Threat becomes reality when a 5-inch storm falls in Chicago within a 12-hour period. When that occurs, the flow of the Chicago River reverses, dumping the sewage into Lake Michigan (rather than into the Mississippi Delta watershed in lesser storms).  City beaches, and Goose Island’s brewing operations, must be immediately shut down for several days. Until the 1970s, according to the story, that event occurred about once a decade.  In the past 5 years, it’s happened 3 times, making for a very worrisome extreme weather trend. The National Climate Change Assessment report, released in May, predicts storms of the same 5-inch-12-hour scale could triple in the Midwest over the next 100 years.

Chicago
plume of fouled water at Chicago

Writer Danielle Paquette describes raw sewage now hitting the river when 1″ of rain falls citywide. To prevent flooding, the city’s water management department must release the raw sewage into the river.  Just 1″! Outfall sensors on the river offer email alerts which Goose Island manager Ian Hughes gets on his cell phone, warning him to take unusual precautions with the approximately 50,000 gals. of water they harvest daily from the lake.

As it is: “Each week, Hughes hosts a water-testing panel, sipping aqua specimens from seven brewery faucets, taking notes. He  keeps an archive (summer lake, for example, typically tastes musty). If samples don’t pass inspection, brewing must halt – and a delay that costs the company thousands of dollars.”  Bravo to Goose Island for publicizing a risk to its business at two levels: the brews, and the public perception.

So, forget swimming from Gold Coast beaches in the city on those certain days.
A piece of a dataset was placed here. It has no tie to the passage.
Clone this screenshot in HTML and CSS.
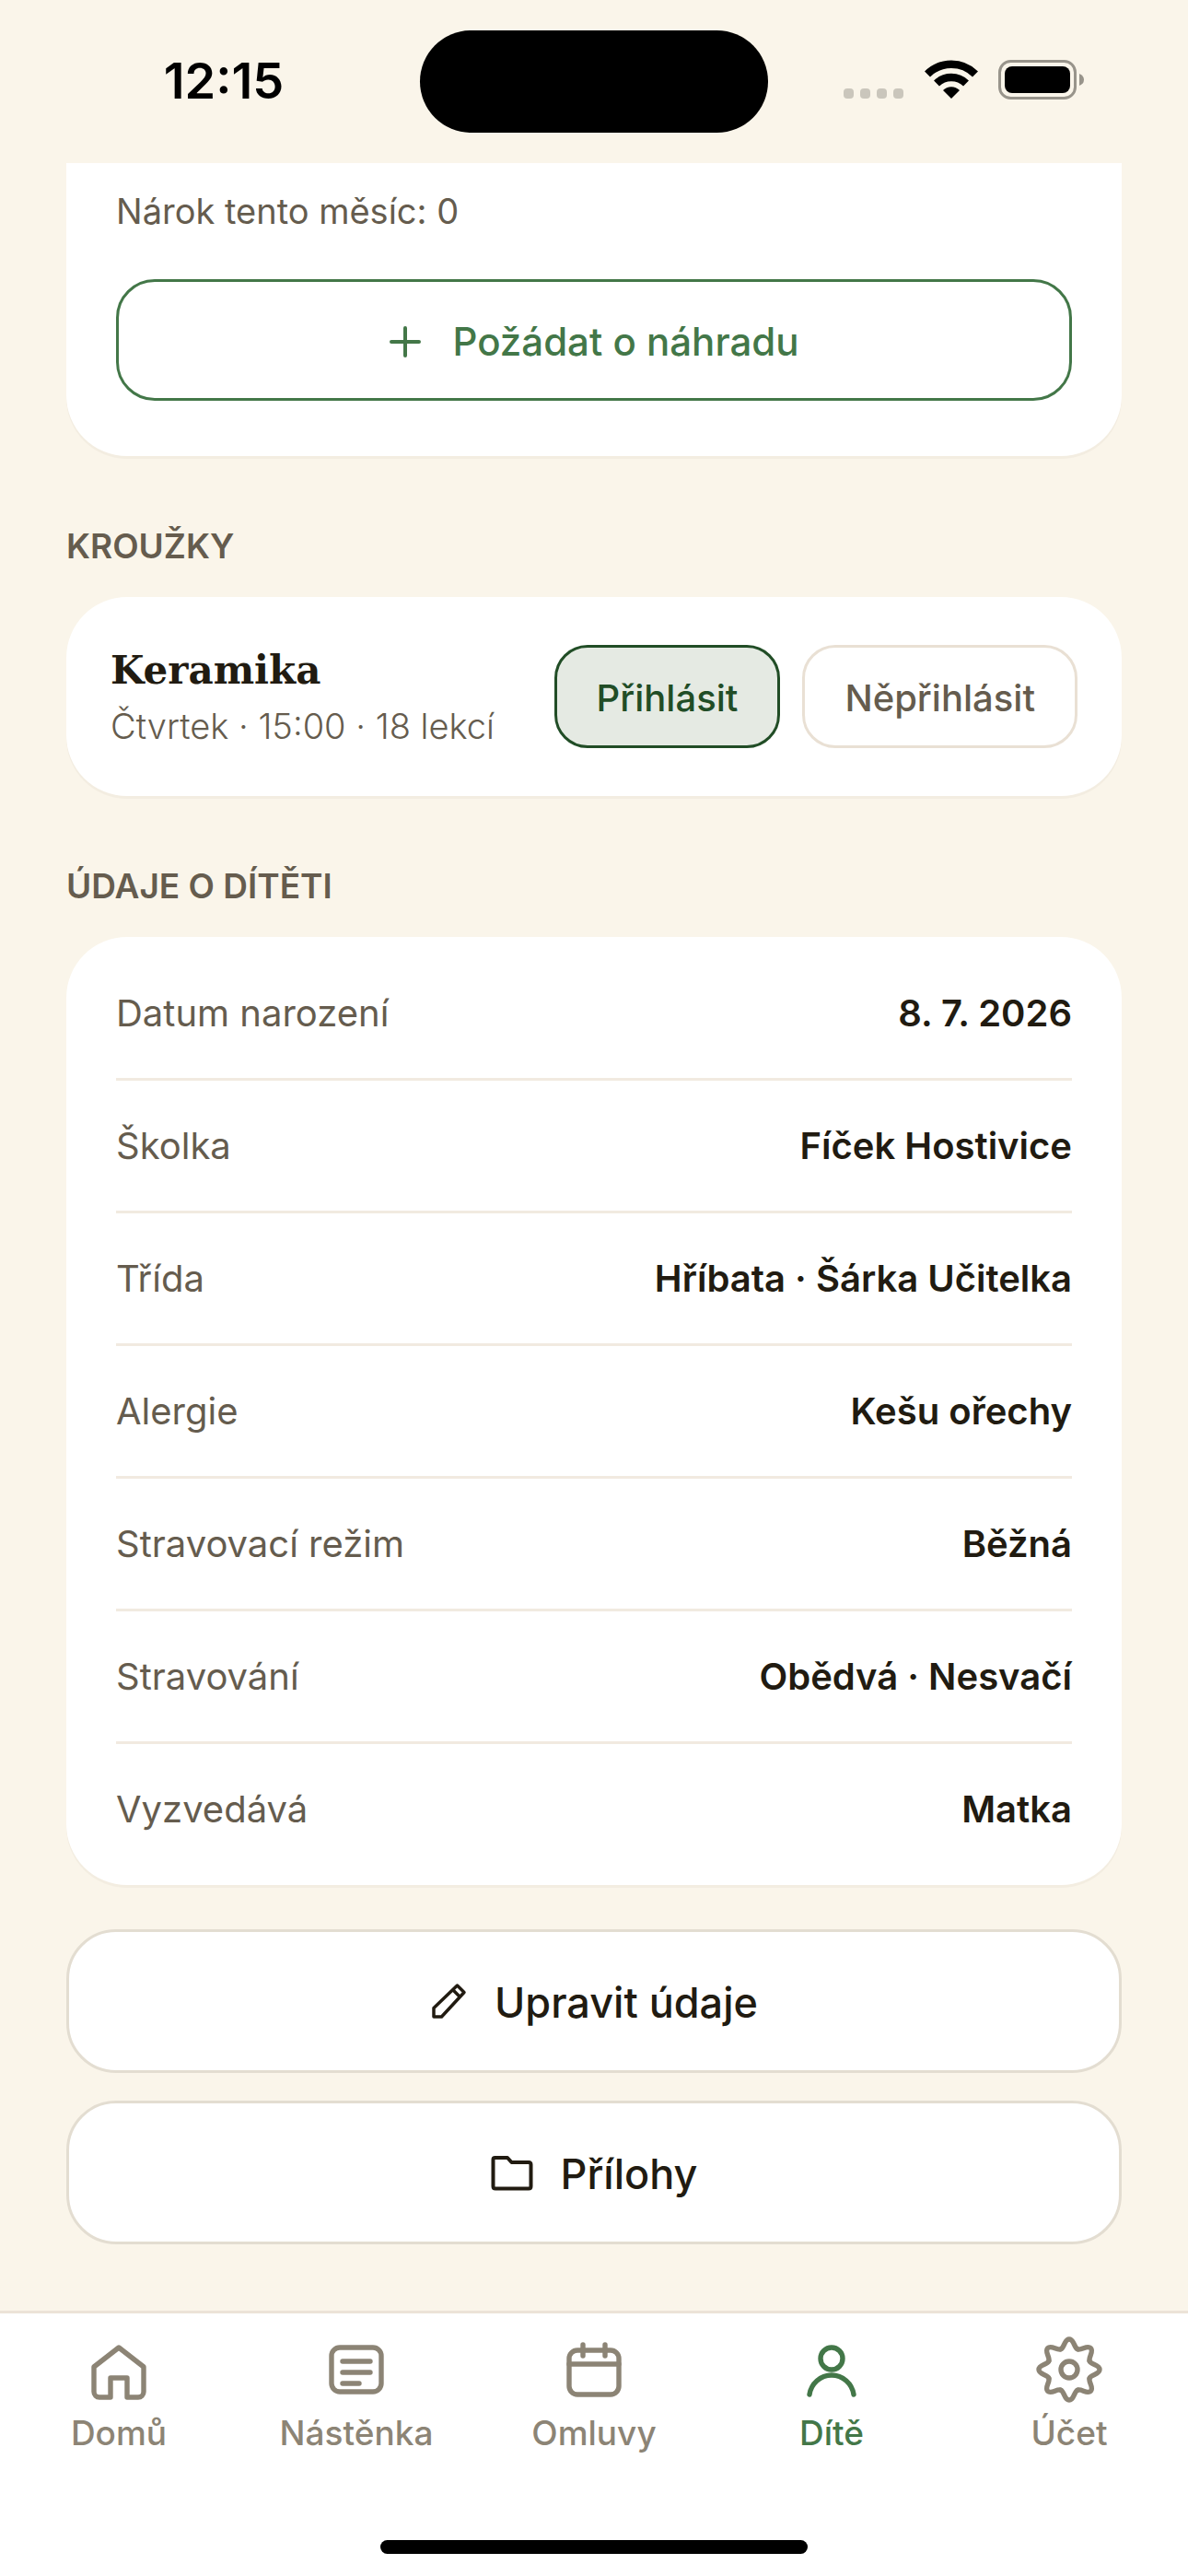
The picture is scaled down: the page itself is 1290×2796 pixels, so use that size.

Stormwater management engineering projects, such as the Chicago Deep Tunnel, are often behind the demand curve as there’s too darned impervious surface in our urban areas!

Thankfully, St. Margaret’s is doing something about stormwater runoff on its campus. Decisions have been made to not add to impervious parking sheets and to preserve open (landscaped) space on the new building’s site–with likely LEED points to boot. (Update: the project has been awarded 4 total points for LEED Sustainable Sites credit 5.2, Site Development–Maximize Open Space, including one for Exemplary performance and another for Regional Priority conformance.)

Too, Anne Arundel County has toughened its regulations regarding impervious surfaces in connection with new construction or major renovation and their effects on stormwater runoff.